Lundi, le ministre de la Santé François Braun avait annoncé le déstockage de plus de 42.000 doses de vaccin et affirmé avoir "largement le nombre de doses suffisantes pour la population qui est principalement à risque".
Soit "les hommes ayant des relations sexuelles avec des hommes rapportant des partenaires sexuels multiples, les personnes trans rapportant des partenaires sexuels multiples, les travailleurs du sexe" et "les professionnels exerçant dans les lieux de consommation sexuelle", depuis l'élargissement de la vaccination le 11 juillet. Plus de 6.000 personnes ont déjà reçu cette vaccination préventive, a indiqué le ministre.
Dans le centre de santé municipal Edison, situé près de la place d'Italie (XIIIe arrondissement), seuls des homosexuels ou bisexuels, parfois doublement éligibles en tant que soignants, sont venus se faire administrer une dose initiale mardi après-midi, un mois avant la dose de rappel.
M. Hingray espère des renforts rapides d'effectif et de doses pour arriver à un rythme de croisière de 1.000 vaccinations hebdomadaires à Edison.
- "Des relents de jugement" -
"Bravo! On a tenu trois mois avant l'ouverture d'un centre", lance, sarcastique, Jean-Yves Douineau, "un peu agacé" car "fatigué d'appeler partout depuis une semaine".
Cet habitant du Kremlin-Bicêtre (Val-de-Marne) pense être tout juste guéri de la variole, après avoir été victime d'éruptions cutanées et ne décolère pas contre le manque de réactivité des autorités sanitaires.
"La pandémie est en train d'exploser et cela ne m'étonne pas", dit cet homme de 51 ans en établissant un lien avec l'épidémie du VIH au début des années 1990.
Y compris dans le regard des proches. "Ce n'est pas méchant, j'ai une famille hyper open, mais je sens des relents de jugement, avec les mêmes choses que j'entendais en 1990: +oui, mais si vous vous protégiez...+".
Se protéger, Karim vient pour cela. Ce bisexuel de 44 ans qui fréquente habituellement "les lieux de drague ou les bars gay" dit n'avoir "plus de rapport sexuel depuis un moment à cause de la variole".

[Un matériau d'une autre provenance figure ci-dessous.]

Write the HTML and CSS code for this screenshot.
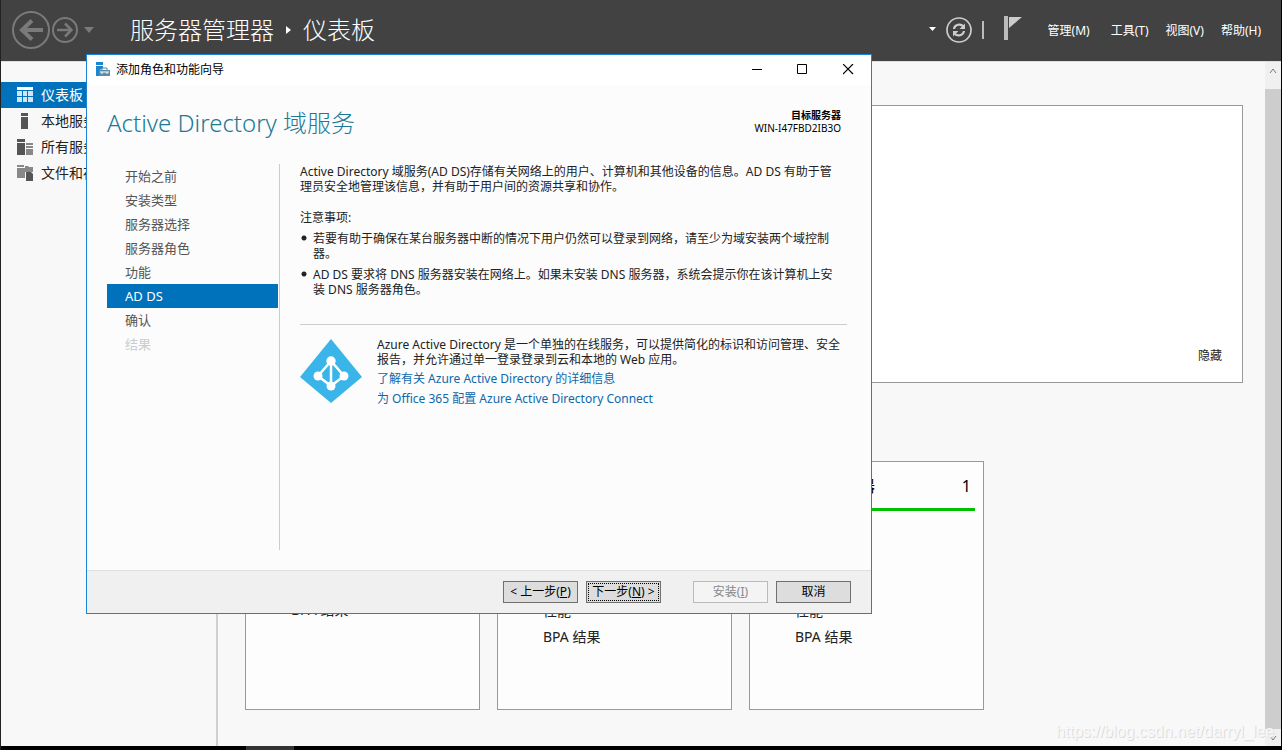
FILE: index.html
```html
<!DOCTYPE html>
<html lang="zh-CN">
<head>
<meta charset="utf-8">
<title>服务器管理器</title>
<link rel="stylesheet" href="styles.css">
</head>
<body>
<div class="app">
  <header class="topbar">
    <div class="history">
      <button class="icon-btn" aria-label="后退"><svg width="38" height="38" viewBox="0 0 38 38" fill="none" stroke="#7a7a7a"><circle cx="19" cy="19" r="18" stroke-width="2"/><path d="M31 19H10" stroke-width="4"/><path d="M20 9.500L10 19l10 9.500" stroke-width="4"/></svg></button>
      <button class="icon-btn" aria-label="前进"><svg width="26" height="26" viewBox="0 0 26 26" fill="none" stroke="#7a7a7a"><circle cx="13" cy="13" r="12" stroke-width="2"/><path d="M5 13h14" stroke-width="2.500"/><path d="M13 6.500L19.500 13 13 19.500" stroke-width="2.500"/></svg></button>
      <button class="icon-btn caret" aria-label="历史记录"><svg width="10" height="6" viewBox="0 0 10 6"><path d="M0 0h10L5 6z" fill="#7a7a7a"/></svg></button>
    </div>
    <h1 class="crumbs"><span>服务器管理器</span><svg width="5" height="8" viewBox="0 0 5 8"><path d="M0 0l5 4-5 4z" fill="#fff"/></svg><span>仪表板</span></h1>
    <div class="tools">
      <button class="icon-btn" aria-label="更多"><svg width="8" height="5" viewBox="0 0 8 5"><path d="M1 0h7L4.500 4z" fill="#fff"/></svg></button>
      <button class="icon-btn" aria-label="刷新"><svg width="26" height="26" viewBox="0 0 26 26" fill="none" stroke="#ccc"><circle cx="13" cy="13" r="12" stroke-width="1.700"/><path d="M8 12c.5-4.500 6.500-6 9.500-2.500M18 14c-.5 4.500-6.500 6-9.500 2.500" stroke-width="2.200"/><path d="M19 6.500V12h-5.500zM7 19.500V14h5.500z" fill="#ccc" stroke="none"/></svg></button>
      <span class="bar"></span>
      <button class="icon-btn flag" aria-label="通知"><svg width="18" height="24" viewBox="0 0 18 24"><path d="M0 0h4v24H0z" fill="#bbb"/><path d="M5 1h13L5 12z" fill="#ccc"/></svg></button>
    </div>
    <nav class="menu">
      <button>管理(M)</button><button>工具(T)</button><button>视图(V)</button><button>帮助(H)</button>
    </nav>
  </header>

  <div class="workspace">
    <nav class="sidebar">
      <a class="side-item current" href="#"><svg width="16" height="16" viewBox="0 0 16 16"><path d="M0 0h16v3H0z" fill="#fff"/><path d="M0 4h5v5H0zM0 10h5v5H0zM6 4h4v5H6zM6 10h4v5H6zM11 4h5v5h-5zM11 10h5v5h-5z" fill="#cfe4f4"/></svg><span>仪表板</span></a>
      <a class="side-item" href="#"><svg width="16" height="16" viewBox="0 0 16 16" fill="#555"><path d="M4 0h7v3H4zM4 4h7v12H4z"/></svg><span>本地服务器</span></a>
      <a class="side-item" href="#"><svg width="16" height="16" viewBox="0 0 16 16"><path d="M0 0h8v3H0zM0 4h8v12H0z" fill="#555"/><path d="M9 4h7v2H9zM9 7h7v2H9zM9 10h7v6H9z" fill="#888"/></svg><span>所有服务器</span></a>
      <a class="side-item" href="#"><svg width="16" height="16" viewBox="0 0 16 16"><path d="M0 0h7v2H0zM0 3h8v10H0z" fill="#888"/><path d="M8 1h3l1 1h4v5H8z" fill="#888"/><path d="M9 7h5l2 2v7H9z" fill="#555"/></svg><span>文件和存储服务</span></a>
    </nav>
    <main class="content">
      <section class="welcome"><button class="hide">隐藏</button></section>
      <div class="tiles">
        <section class="tile short"><ul><li>BPA 结果</li></ul></section>
        <section class="tile"><ul><li>性能</li><li>BPA 结果</li></ul></section>
        <section class="tile"><h2><span>所有服务器</span><span>1</span></h2><ul><li>性能</li><li>BPA 结果</li></ul></section>
      </div>
    </main>
    <div class="scrollbar">
      <button aria-label="向上滚动"><svg width="8" height="6" viewBox="0 0 8 6"><path d="M1 5l3-4 3 4" fill="none" stroke="#777"/></svg></button>
      <div class="thumb"></div>
      <button class="down" aria-label="向下滚动"><svg width="8" height="6" viewBox="0 0 8 6"><path d="M1 1l3 4 3-4" fill="none" stroke="#777"/></svg></button>
    </div>
  </div>
  <div class="taskbar"><div class="task"></div></div>

  <div class="dialog" role="dialog" aria-labelledby="dialog-title">
    <div class="titlebar">
      <svg width="15" height="14" viewBox="0 0 15 14"><path d="M0 0h7v3H0zM0 4h7v2L4 8v6H0z" fill="#1a86d0"/><path d="M3 8h11v6H3z" fill="#5d8aa5"/><path d="M6 8V6h5v2" fill="none" stroke="#5d8aa5"/><path d="M4 10h9M6 10v2M11 10v2" stroke="#fff"/></svg>
      <span id="dialog-title" class="caption">添加角色和功能向导</span>
      <button aria-label="最小化"><svg width="11" height="11" viewBox="0 0 11 11"><path d="M1 5.500h10" stroke="#000"/></svg></button>
      <button aria-label="最大化"><svg width="11" height="11" viewBox="0 0 11 11"><path d="M.5.5h9v9h-9z" fill="none" stroke="#000"/></svg></button>
      <button aria-label="关闭"><svg width="11" height="11" viewBox="0 0 11 11"><path d="M0 0l10 10M10 0L0 10" stroke="#000" stroke-width="1.200"/></svg></button>
    </div>
    <div class="head">
      <h2>Active Directory 域服务</h2>
      <p class="target"><b>目标服务器</b><br>WIN-I47FBD2IB3O</p>
    </div>
    <div class="wizard">
      <ol class="steps">
        <li>开始之前</li><li>安装类型</li><li>服务器选择</li><li>服务器角色</li><li>功能</li><li class="active">AD DS</li><li>确认</li><li class="off">结果</li>
      </ol>
      <div class="page">
        <p>Active Directory 域服务(AD DS)存储有关网络上的用户、计算机和其他设备的信息。AD DS 有助于管<br>理员安全地管理该信息，并有助于用户间的资源共享和协作。</p>
        <p class="notes-title">注意事项:</p>
        <ul class="notes">
          <li>若要有助于确保在某台服务器中断的情况下用户仍然可以登录到网络，请至少为域安装两个域控制<br>器。</li>
          <li>AD DS 要求将 DNS 服务器安装在网络上。如果未安装 DNS 服务器，系统会提示你在该计算机上安<br>装 DNS 服务器角色。</li>
        </ul>
        <div class="azure">
          <svg width="62" height="64" viewBox="0 0 62 64"><path d="M31 0l31 38-31 26L0 38z" fill="#3ab5e9"/><path d="M31 22v25M31 22L18 37l13 10 13-10z" fill="none" stroke="#fff" stroke-width="2.500"/><g fill="#fff"><circle cx="31" cy="22" r="4.700"/><circle cx="18" cy="37" r="4.500"/><circle cx="44" cy="37" r="4.500"/><circle cx="31" cy="47" r="4.500"/></g></svg>
          <div>
            <p>Azure Active Directory 是一个单独的在线服务，可以提供简化的标识和访问管理、安全<br>报告，并允许通过单一登录登录到云和本地的 Web 应用。</p>
            <div class="links">
              <a href="#">了解有关 Azure Active Directory 的详细信息</a>
              <a href="#">为 Office 365 配置 Azure Active Directory Connect</a>
            </div>
          </div>
        </div>
      </div>
    </div>
    <div class="footer">
      <button>&lt; 上一步(<u>P</u>)</button>
      <button class="focus">下一步(<u>N</u>) &gt;</button>
      <button class="gap" disabled>安装(<u>I</u>)</button>
      <button>取消</button>
    </div>
  </div>
  <div class="watermark">https://blog.csdn.net/darryl_lee</div>
</div>
</body>
</html>
```
FILE: styles.css
```css
* { box-sizing: border-box; }
body, h1, h2, p, ul, ol { margin: 0; padding: 0; }
body, button { font-family: "Noto Sans", "Noto Sans CJK SC", sans-serif; font-size: 12px; }
button { padding: 0; border: 0; background: none; color: inherit; white-space: nowrap; }
ul, ol { list-style: none; }
a { text-decoration: none; }
svg { display: block; flex: none; }

.app {
  position: relative;
  min-height: 100vh;
  display: flex;
  flex-direction: column;
  overflow: hidden;
  background: #f8f8f8;
  border-left: 1px solid #222;
  border-right: 1px solid #000;
}

.topbar {
  display: flex;
  align-items: center;
  height: 61px;
  padding: 0 20px 2px 11px;
  background: #424242;
  color: #fff;
}
.history { display: flex; align-items: center; gap: 2px; }
.caret { margin-left: 4px; }
.crumbs {
  display: flex;
  align-items: center;
  gap: 12px;
  margin-left: 36px;
  font-size: 24px;
  font-weight: 300;
  line-height: 36px;
}
.tools { display: flex; align-items: center; gap: 10px; margin-left: auto; }
.bar { width: 2px; height: 18px; background: #bbb; }
.flag { margin: -4px 0 0 10px; }
.menu { display: flex; gap: 17px; margin-left: 26px; }
.menu button:first-child { margin-right: 4px; }

.workspace { flex: 1; display: flex; border-top: 1px solid #ddd; }
.sidebar { width: 217px; padding-top: 20px; border-right: 2px solid #d0d0d0; }
.side-item {
  display: flex;
  align-items: center;
  gap: 8px;
  height: 26px;
  padding-left: 16px;
  font-size: 14px;
  line-height: 20px;
  color: #222;
}
.current { background: #0072bc; color: #fff; }

.content { flex: 1; padding: 43px 22px 36px 27px; }
.welcome {
  display: flex;
  justify-content: flex-end;
  align-items: flex-end;
  height: 278px;
  padding: 18px 20px;
  background: #fff;
  border: 1px solid #999;
}
.hide { color: #222; }
.tiles { display: flex; gap: 17px; margin-top: 78px; }
.tile {
  display: flex;
  flex-direction: column;
  width: 235px;
  height: 249px;
  padding: 0 8px 59px;
  background: #fdfdfd;
  border: 1px solid #999;
}
.short { padding-bottom: 86px; }
.tile h2 {
  display: flex;
  justify-content: space-between;
  height: 49px;
  padding: 12px 4px 0 37px;
  border-bottom: 3px solid #00c000;
  font-size: 16px;
  font-weight: 400;
  line-height: 24px;
}
.tile ul { margin-top: auto; padding-left: 37px; }
.tile li { font-size: 14px; line-height: 26px; color: #222; }

.scrollbar { width: 16px; display: flex; flex-direction: column; background: #f0f0f0; }
.scrollbar button { display: flex; justify-content: center; align-items: center; height: 27px; padding-bottom: 10px; }
.scrollbar .down { height: 17px; padding: 0; }
.thumb { flex: 1; background: #cdcdcd; }
.taskbar { height: 4px; padding-left: 245px; background: #000; }
.task { width: 48px; height: 4px; background: #333; }

.dialog {
  position: absolute;
  left: 85px;
  top: 54px;
  width: 786px;
  height: 560px;
  display: flex;
  flex-direction: column;
  background: #fcfcfc;
  border: 1px solid #1883d7;
  color: #222;
  white-space: nowrap;
}
.titlebar { display: flex; align-items: center; height: 30px; padding: 0 0 2px 9px; background: #fff; color: #000; }
.caption { flex: 1; margin-left: 5px; }
.titlebar button { display: flex; justify-content: center; width: 46px; }
.head { display: flex; justify-content: space-between; align-items: flex-start; height: 79px; padding: 20px 30px 0 20px; }
.head h2 { font-size: 24px; font-weight: 300; line-height: 36px; color: #1d7a96; }
.target { padding-top: 4px; font-size: 10px; line-height: 13px; text-align: right; color: #000; }
.wizard { flex: 1; display: flex; padding: 0 24px 20px 20px; }
.steps { width: 173px; padding-right: 1px; border-right: 1px solid #ccc; font-size: 13px; line-height: 24px; color: #555; }
.steps li { padding-left: 18px; }
.steps .active { background: #0072bc; color: #fff; }
.steps .off { color: #ccc; }
.page { flex: 1; padding-left: 20px; line-height: 15px; }
.notes-title { margin-top: 16px; }
.notes { margin-top: 6px; }
.notes li { margin-bottom: 6px; padding-left: 13px; background: radial-gradient(circle at 4px 7px, #222 2px, transparent 3px); }
.azure { display: flex; gap: 15px; margin-top: 27px; padding-top: 12px; border-top: 1px solid #ccc; }
.azure svg { margin-top: 2px; }
.links { padding-top: 2px; }
.azure a { display: block; line-height: 20px; color: #0e68ab; }
.footer { display: flex; align-items: center; justify-content: flex-end; gap: 8px; height: 43px; padding-right: 20px; background: #f0f0f0; border-top: 1px solid #dfdfdf; }
.footer button { width: 75px; height: 22px; background: #ddd; border: 1px solid #707070; color: #000; line-height: 20px; }
.footer .focus { outline: 1px dotted #000; outline-offset: -3px; }
.footer .gap { margin-left: 24px; }
.footer button:disabled { background: #f4f4f4; border-color: #bbb; color: #888; }

.watermark {
  position: absolute;
  right: 7px;
  bottom: 9px;
  font-family: "Liberation Sans", Arial, sans-serif;
  font-size: 16px;
  line-height: 18px;
  color: #f8f8f8;
  text-shadow: 1px 1px 0 #dcdcdc;
}
```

Depuis une contamination au Covid-19 fin 2021, Karim n'a pas complètement récupéré le goût. Alors, il se vaccine par "peur des conséquences inesthétiques, des douleurs", mais aussi par celle de transmettre cet autre virus à ses parents ou ses partenaires, "y compris féminins".
Envers ces dernières joue aussi la "peur de la stigmatisation: nous, les bis, avons été accusés de transmettre le VIH aux femmes. Je préfère prendre les devants et éviter les risques."
- Moins de trente ans, insouciants? -
Arnaud, lui, pointe du doigt une différence générationnelle avec les "moins de 30 ans qui se soucient peu de ce genre de choses".
Il est vrai que, dans la salle d'attente, les patients ont en majorité plus de 40 ans.
Parmi les plus jeunes, Alexis, 19 ans, n'a pas changé sa vie sexuelle depuis l'identification fin mai des premiers cas en France. Mais "je m'en inquiète depuis que j'ai vu sur internet à quoi cela ressemblait", dit cet étudiant en école de commerce.
Dix ou quinze minutes d'attente, autant pour s'assurer que le patient se porte bien après l'injection: l'infirmière, Laura Cohen, se félicite d'une "organisation fluide".
Les gens sont "plus renseignés, moins stressés et plus reconnaissants que pour le Covid, l'ambiance est plus apaisée et apaisante", estime cette vacataire.